The search went on for days.  It was the finest example of cooperation and teamwork I have ever seen.  For that week or so nothing else mattered, nobody’s ego; there was  no need to rest.

It was just let us get the job done.  And the search uncovered an absolute mountain of evidence.  In addition to all of the bomb making materials the lab would be able to link as unique to the UNABOM events, Kaczynski kept detailed diagrams of each device previously sent.   That is called a confession.

The coup de grace was found at the bottom of a footlocker.  The typewriter used to type the manifesto, the original copy of the manifesto, and a gray hooded sweatshirt just like the one seen by the witnesses who spotted him leaving the device in 1987.

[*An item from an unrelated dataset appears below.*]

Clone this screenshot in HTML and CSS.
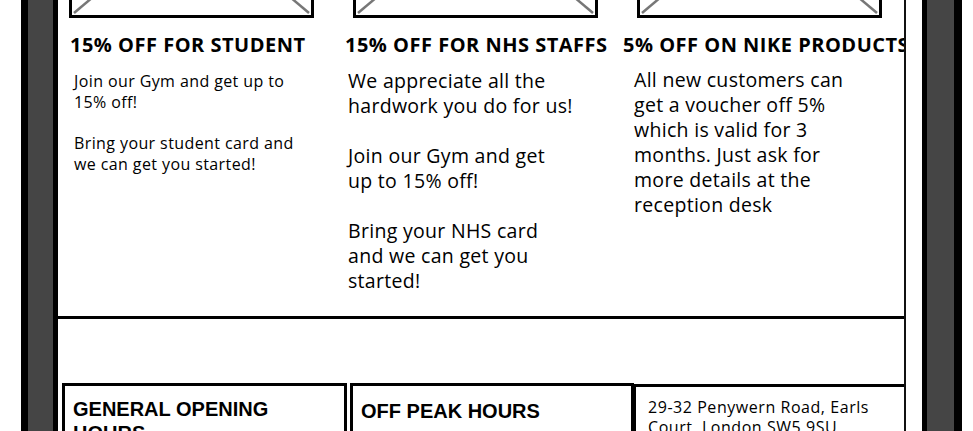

It was enough evidence to convince the O.J. Simpson jury of his guilt.

While all of that was going on, I seem to recall for at least a week, we maintained an airtight perimeter 24-hours a day.  I remember SWAT teams coming in from at least two large offices to assist.  Team effort, this was one hell of a team effort.

One incident still sticks in my mind as a pretty good example of teamwork and cooperation.

While we were maintaining around-the-clock security on the site I guess one night Chuck Der and I were the senior guys on one of the midnight shifts.  At least I recall guys were checking in with us.  One two-person car was occupied by two fairly new Agents, Rob Rolfsen and Shelagh Sayers.

I knew Rob had been sick but was not aware just how sick he was.  But on a case like this FBI agents do not shirk off their duties.

I think it was the second time Shelagh drove by and I was standing out by the car when I noticed there was nobody in the front seat with her.  I noticed Rob curled up in the back with a blanket and pillow from his motel room.  I am pretty sure he also had a teddy bear.

Probably running a fever of over a hundred and something.  Shelagh saw me looking at the back seat and I do not recall her exact words but they went something like this.  “Don’t worry, we got this covered.”

That, my good friends, is what is called working together as a team.